#### Recorded data
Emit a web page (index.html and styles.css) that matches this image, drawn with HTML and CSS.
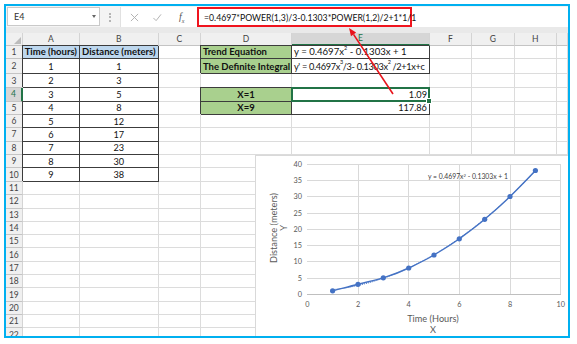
FILE: index.html
```html
<!DOCTYPE html>
<html lang="en">
<head>
    <meta charset="UTF-8">
    <meta name="viewport" content="width=device-width, initial-scale=1.0">
    <title>Definite Integral</title>
    <link rel="stylesheet" href="styles.css">
</head>
<body>
    <div class="frame">

        <!-- Formula bar -->
        <div class="fbar">
            <div class="namebox"><span>E4</span><span class="drop"></span></div>
            <div class="grip"><span></span></div>
            <div class="tools">
                <svg class="ico" viewBox="0 0 10 10" width="9" height="9"><path d="M1 1 L9 9 M9 1 L1 9" stroke="#b3b3b3" stroke-width="1.1" fill="none"/></svg>
                <svg class="ico" viewBox="0 0 10 10" width="10" height="9"><path d="M1 5.5 L4 8.5 L9.5 1.5" stroke="#b3b3b3" stroke-width="1.1" fill="none"/></svg>
                <span class="fx">f<sub>x</sub></span>
            </div>
            <div class="formula">
                <span class="hl">=0.4697*POWER(1,3)/3-0.1303*POWER(1,2)/2+1*1/1</span>
            </div>
        </div>

        <!-- Sheet grid -->
        <div class="sheet">
            <div class="hd corner"><span class="tri"></span></div>
            <div class="hd">A</div><div class="hd">B</div><div class="hd">C</div><div class="hd">D</div>
            <div class="hd on">E</div><div class="hd">F</div><div class="hd">G</div><div class="hd">H</div><div class="hd"></div>

            <div class="rn">1</div>
            <div class="c bd blue b ctr">Time (hours)</div>
            <div class="c bd blue b ctr">Distance (meters)</div>
            <div class="c"></div>
            <div class="c bd green b">Trend Equation</div>
            <div class="c bd wide"><span>y = 0.4697x<sup>2</sup> - 0.1303x + 1</span></div>
            <div class="c"></div><div class="c"></div><div class="c"></div><div class="c"></div>

            <div class="rn">2</div>
            <div class="c bd ctr">1</div>
            <div class="c bd ctr">1</div>
            <div class="c"></div>
            <div class="c bd green b">The Definite Integral</div>
            <div class="c bd tight"><span>y' = 0.4697x<sup>3</sup>/3- 0.1303x<sup>2</sup> /2+1x+c</span></div>
            <div class="c"></div><div class="c"></div><div class="c"></div><div class="c"></div>

            <div class="rn">3</div>
            <div class="c bd ctr">2</div>
            <div class="c bd ctr">3</div>
            <div class="c"></div><div class="c"></div><div class="c"></div>
            <div class="c"></div><div class="c"></div><div class="c"></div><div class="c"></div>

            <div class="rn on">4</div>
            <div class="c bd ctr notop">3</div>
            <div class="c bd ctr">5</div>
            <div class="c"></div>
            <div class="c bd green b ctr">X=1</div>
            <div class="c bd rt sel">1.09</div>
            <div class="c"></div><div class="c"></div><div class="c"></div><div class="c"></div>

            <div class="rn">5</div>
            <div class="c bd ctr">4</div>
            <div class="c bd ctr">8</div>
            <div class="c"></div>
            <div class="c bd green b ctr">X=9</div>
            <div class="c bd rt">117.86</div>
            <div class="c"></div><div class="c"></div><div class="c"></div><div class="c"></div>

            <div class="rn">6</div>
            <div class="c bd ctr">5</div><div class="c bd ctr">12</div>
            <div class="c"></div><div class="c"></div><div class="c"></div>
            <div class="c"></div><div class="c"></div><div class="c"></div><div class="c"></div>

            <div class="rn">7</div>
            <div class="c bd ctr">6</div><div class="c bd ctr">17</div>
            <div class="c"></div><div class="c"></div><div class="c"></div>
            <div class="c"></div><div class="c"></div><div class="c"></div><div class="c"></div>

            <div class="rn">8</div>
            <div class="c bd ctr">7</div><div class="c bd ctr">23</div>
            <div class="c"></div><div class="c"></div><div class="c"></div>
            <div class="c"></div><div class="c"></div><div class="c"></div><div class="c"></div>

            <div class="rn">9</div>
            <div class="c bd ctr">8</div><div class="c bd ctr">30</div>
            <div class="c"></div><div class="c"></div><div class="c"></div>
            <div class="c"></div><div class="c"></div><div class="c"></div><div class="c"></div>

            <div class="rn">10</div>
            <div class="c bd ctr">9</div><div class="c bd ctr">38</div>
            <div class="c"></div><div class="c"></div><div class="c"></div>
            <div class="c"></div><div class="c"></div><div class="c"></div><div class="c"></div>

            <div class="rn">11</div><div class="c"></div><div class="c"></div><div class="c"></div><div class="c"></div><div class="c"></div><div class="c"></div><div class="c"></div><div class="c"></div><div class="c"></div>
            <div class="rn">12</div><div class="c"></div><div class="c"></div><div class="c"></div><div class="c"></div><div class="c"></div><div class="c"></div><div class="c"></div><div class="c"></div><div class="c"></div>
            <div class="rn">13</div><div class="c"></div><div class="c"></div><div class="c"></div><div class="c"></div><div class="c"></div><div class="c"></div><div class="c"></div><div class="c"></div><div class="c"></div>
            <div class="rn">14</div><div class="c"></div><div class="c"></div><div class="c"></div><div class="c"></div><div class="c"></div><div class="c"></div><div class="c"></div><div class="c"></div><div class="c"></div>
            <div class="rn">15</div><div class="c"></div><div class="c"></div><div class="c"></div><div class="c"></div><div class="c"></div><div class="c"></div><div class="c"></div><div class="c"></div><div class="c"></div>
            <div class="rn">16</div><div class="c"></div><div class="c"></div><div class="c"></div><div class="c"></div><div class="c"></div><div class="c"></div><div class="c"></div><div class="c"></div><div class="c"></div>
            <div class="rn">17</div><div class="c"></div><div class="c"></div><div class="c"></div><div class="c"></div><div class="c"></div><div class="c"></div><div class="c"></div><div class="c"></div><div class="c"></div>
            <div class="rn">18</div><div class="c"></div><div class="c"></div><div class="c"></div><div class="c"></div><div class="c"></div><div class="c"></div><div class="c"></div><div class="c"></div><div class="c"></div>
            <div class="rn">19</div><div class="c"></div><div class="c"></div><div class="c"></div><div class="c"></div><div class="c"></div><div class="c"></div><div class="c"></div><div class="c"></div><div class="c"></div>
            <div class="rn">20</div><div class="c"></div><div class="c"></div><div class="c"></div><div class="c"></div><div class="c"></div><div class="c"></div><div class="c"></div><div class="c"></div><div class="c"></div>
            <div class="rn">21</div><div class="c"></div><div class="c"></div><div class="c"></div><div class="c"></div><div class="c"></div><div class="c"></div><div class="c"></div><div class="c"></div><div class="c"></div>
            <div class="rn">22</div><div class="c"></div><div class="c"></div><div class="c"></div><div class="c"></div><div class="c"></div><div class="c"></div><div class="c"></div><div class="c"></div><div class="c"></div>
        </div>

        <!-- Scatter chart floating over the sheet -->
        <svg class="chart" viewBox="255 155 320 190" width="320" height="190">
            <rect x="255.5" y="155.5" width="330" height="200" fill="#ffffff" stroke="#d9d9d9"/>
            <g stroke="#d9d9d9" stroke-width="1">
                <line x1="307" y1="164.5" x2="561" y2="164.5"/>
                <line x1="307" y1="180.5" x2="561" y2="180.5"/>
                <line x1="307" y1="196.5" x2="561" y2="196.5"/>
                <line x1="307" y1="213.5" x2="561" y2="213.5"/>
                <line x1="307" y1="229.5" x2="561" y2="229.5"/>
                <line x1="307" y1="245.5" x2="561" y2="245.5"/>
                <line x1="307" y1="261.5" x2="561" y2="261.5"/>
                <line x1="307" y1="278.5" x2="561" y2="278.5"/>
                <line x1="358.5" y1="164" x2="358.5" y2="294"/>
                <line x1="408.5" y1="164" x2="408.5" y2="294"/>
                <line x1="459.5" y1="164" x2="459.5" y2="294"/>
                <line x1="510.5" y1="164" x2="510.5" y2="294"/>
                <line x1="560.5" y1="164" x2="560.5" y2="294"/>
            </g>
            <line x1="307" y1="294.5" x2="561" y2="294.5" stroke="#bfbfbf"/>

            <g class="tick" text-anchor="end">
                <text x="302" y="166.5">40</text>
                <text x="302" y="182.5">35</text>
                <text x="302" y="198.5">30</text>
                <text x="302" y="215.5">25</text>
                <text x="302" y="231.5">20</text>
                <text x="302" y="247.5">15</text>
                <text x="302" y="263.5">10</text>
                <text x="302" y="280.5">5</text>
                <text x="302" y="296.5">0</text>
            </g>
            <g class="tick" text-anchor="middle">
                <text x="307.3" y="306.5">0</text>
                <text x="358" y="306.5">2</text>
                <text x="408.7" y="306.5">4</text>
                <text x="459.3" y="306.5">6</text>
                <text x="510" y="306.5">8</text>
                <text x="560.7" y="306.5">10</text>
            </g>

            <text class="title" x="433" y="321.5" text-anchor="middle">Time (Hours)</text>
            <text class="title" x="433" y="332.5" text-anchor="middle">X</text>
            <text class="title" transform="translate(276.5 228) rotate(-90)" text-anchor="middle">Distance (meters)</text>
            <text class="title" transform="translate(286.5 228) rotate(-90)" text-anchor="middle">Y</text>

            <text class="trend" x="428" y="178.5">y = 0.4697x<tspan dy="-2" font-size="4.2">2</tspan><tspan dy="2"> - 0.1303x + 1</tspan></text>

            <!-- trendline -->
            <polyline fill="none" stroke="#4472c4" stroke-width="1" stroke-dasharray="1 1"
                points="332.6,289.7 345.3,288 358,285.5 370.7,282.3 383.3,278.3 396,273.5 408.7,268 421.3,261.7 434,254.7 446.7,246.9 459.3,238.3 472,229 484.7,218.9 497.4,208.1 510,196.4 522.7,184.1 535.4,170.9"/>
            <!-- data series -->
            <path fill="none" stroke="#4472c4" stroke-width="1.4"
                d="M332.6,290.8 C341,288.6 349.6,286.6 358,284.3 C366.5,282 374.9,280.4 383.3,277.8 C391.8,275.2 400.3,272.1 408.7,268 C417.2,263.9 425.6,260.1 434,255 C442.5,249.9 450.9,245 459.3,238.8 C467.8,232.6 476.3,226.6 484.7,219.3 C493.2,212 501.6,205 510,196.5 C518.5,188 527,179.8 535.4,170.5"/>
            <g fill="#4472c4">
                <circle cx="332.6" cy="290.8" r="2.6"/>
                <circle cx="358" cy="284.3" r="2.6"/>
                <circle cx="383.3" cy="277.8" r="2.6"/>
                <circle cx="408.7" cy="268" r="2.6"/>
                <circle cx="434" cy="255" r="2.6"/>
                <circle cx="459.3" cy="238.8" r="2.6"/>
                <circle cx="484.7" cy="219.3" r="2.6"/>
                <circle cx="510" cy="196.5" r="2.6"/>
                <circle cx="535.4" cy="170.5" r="2.6"/>
            </g>
        </svg>

        <!-- Red call-out arrow -->
        <svg class="arrow" viewBox="6 6 562 330" width="562" height="330">
            <line x1="393" y1="94" x2="353.5" y2="34.4" stroke="#e8141b" stroke-width="1.6"/>
            <polygon points="349,28 356.1,32.6 351,36.2" fill="#e8141b"/>
        </svg>
    </div>
</body>
</html>
```

FILE: styles.css
```css
body {
    margin: 0;
    background-color: #ffffff;
    font-family: Lato, "Liberation Sans", sans-serif;
    color: #111;
}

.frame {
    position: relative;
    width: 562px;
    height: 330px;
    margin: 4px;
    border: 2px solid #00b0f0;
    overflow: hidden;
    background-color: #e9e9e9;
}

/* Formula bar */
.fbar {
    display: flex;
    height: 20px;
    padding-top: 1px;
    margin-bottom: 6px;
    background-color: #f4f4f4;
}

.namebox {
    display: flex;
    align-items: center;
    justify-content: space-between;
    box-sizing: border-box;
    width: 93px;
    height: 19px;
    margin-left: 1px;
    padding: 0 3px 0 6px;
    background-color: #fff;
    border: 1px solid #c9c9c9;
    font-size: 9px;
    color: #333;
}

.drop {
    width: 0;
    height: 0;
    border-left: 2.5px solid transparent;
    border-right: 2.5px solid transparent;
    border-top: 3px solid #666;
}

.grip {
    display: flex;
    align-items: center;
    justify-content: center;
    width: 20px;
}

.grip span {
    height: 9px;
    border-left: 2px dotted #b5b5b5;
}

.tools {
    display: flex;
    align-items: center;
    box-sizing: border-box;
    width: 75px;
    height: 20px;
    padding-left: 9px;
    gap: 13px;
    background-color: #fff;
    border-left: 1px solid #e1e1e1;
}

.fx {
    font-family: "Liberation Serif", serif;
    font-style: italic;
    font-size: 10px;
    color: #555;
    margin-left: 4px;
}

.fx sub {
    font-size: 6px;
}

.formula {
    flex: 1;
    height: 20px;
    padding-left: 2px;
    background-color: #fff;
}

.hl {
    display: flex;
    align-items: center;
    box-sizing: border-box;
    width: 215px;
    height: 20px;
    padding-left: 5px;
    border: 2px solid #f0141e;
    font-size: 8.7px;
    color: #111;
    white-space: nowrap;
}

/* Sheet */
.sheet {
    display: grid;
    grid-template-columns: 16.7px 57.3px 78.7px 42.3px 91px 138px 41.7px 43.3px 41.7px 1fr;
    grid-template-rows: 12.5px 13.5px 15px 14px 13.5px repeat(6, 13.4px) repeat(12, 13.33px);
    background-color: #fff;
    font-size: 9.2px;
}

.hd, .rn {
    display: flex;
    align-items: center;
    justify-content: center;
    box-sizing: border-box;
    background-color: #f0f0f0;
    color: #444;
    font-size: 8.5px;
    border-right: 1px solid #d4d4d4;
    border-bottom: 1px solid #c4c4c4;
}

.hd.on, .rn.on {
    background-color: #d6d6d6;
    color: #217346;
}

.hd.on {
    border-bottom: 2px solid #217346;
}

.rn.on {
    border-right: 2px solid #217346;
}

.corner {
    justify-content: flex-end;
    align-items: flex-end;
    padding: 0 1px 1px 0;
}

.tri {
    width: 0;
    height: 0;
    border-left: 7px solid transparent;
    border-bottom: 7px solid #bcbcbc;
}

.c {
    display: flex;
    align-items: center;
    box-sizing: border-box;
    padding: 0 2px;
    white-space: nowrap;
    border-right: 1px solid #dcdcdc;
    border-bottom: 1px solid #dcdcdc;
}

.c sup {
    font-size: 5.5px;
    line-height: 0;
    position: relative;
    top: -1px;
}

.wide {
    font-size: 9.6px;
}

.tight {
    letter-spacing: -0.34px;
}

.bd {
    border-right-color: #3c3c3c;
    border-bottom-color: #3c3c3c;
    box-shadow: -1px -1px 0 #3c3c3c;
}

.bd.notop {
    box-shadow: 0 -1px 0 #3c3c3c;
}

.blue {
    background-color: #bdd7ee;
}

.green {
    background-color: #a9d08e;
}

.b {
    font-weight: bold;
    font-size: 9.5px;
}

.ctr {
    justify-content: center;
}

.rt {
    justify-content: flex-end;
}

.sel {
    position: relative;
}

.sel::after {
    content: "";
    position: absolute;
    left: -1px;
    top: -1px;
    right: -1px;
    bottom: -1px;
    border: 2px solid #217346;
}

.sel::before {
    content: "";
    position: absolute;
    right: -3px;
    bottom: -3px;
    width: 4px;
    height: 4px;
    background-color: #217346;
    border: 1px solid #fff;
    z-index: 1;
}

/* Chart and call-out */
.chart {
    position: absolute;
    left: 249px;
    top: 149px;
}

.chart text {
    font-family: Lato, "Liberation Sans", sans-serif;
    fill: #595959;
}

.tick {
    font-size: 7.3px;
}

.title {
    font-size: 9.2px;
}

.chart .trend {
    font-size: 6.8px;
    fill: #404040;
}

.arrow {
    position: absolute;
    left: 0;
    top: 0;
    pointer-events: none;
}
```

#### Work to be completed
Tally the lines of the material above that contain the word "styles" and report the total alone.

#### Worked answer
3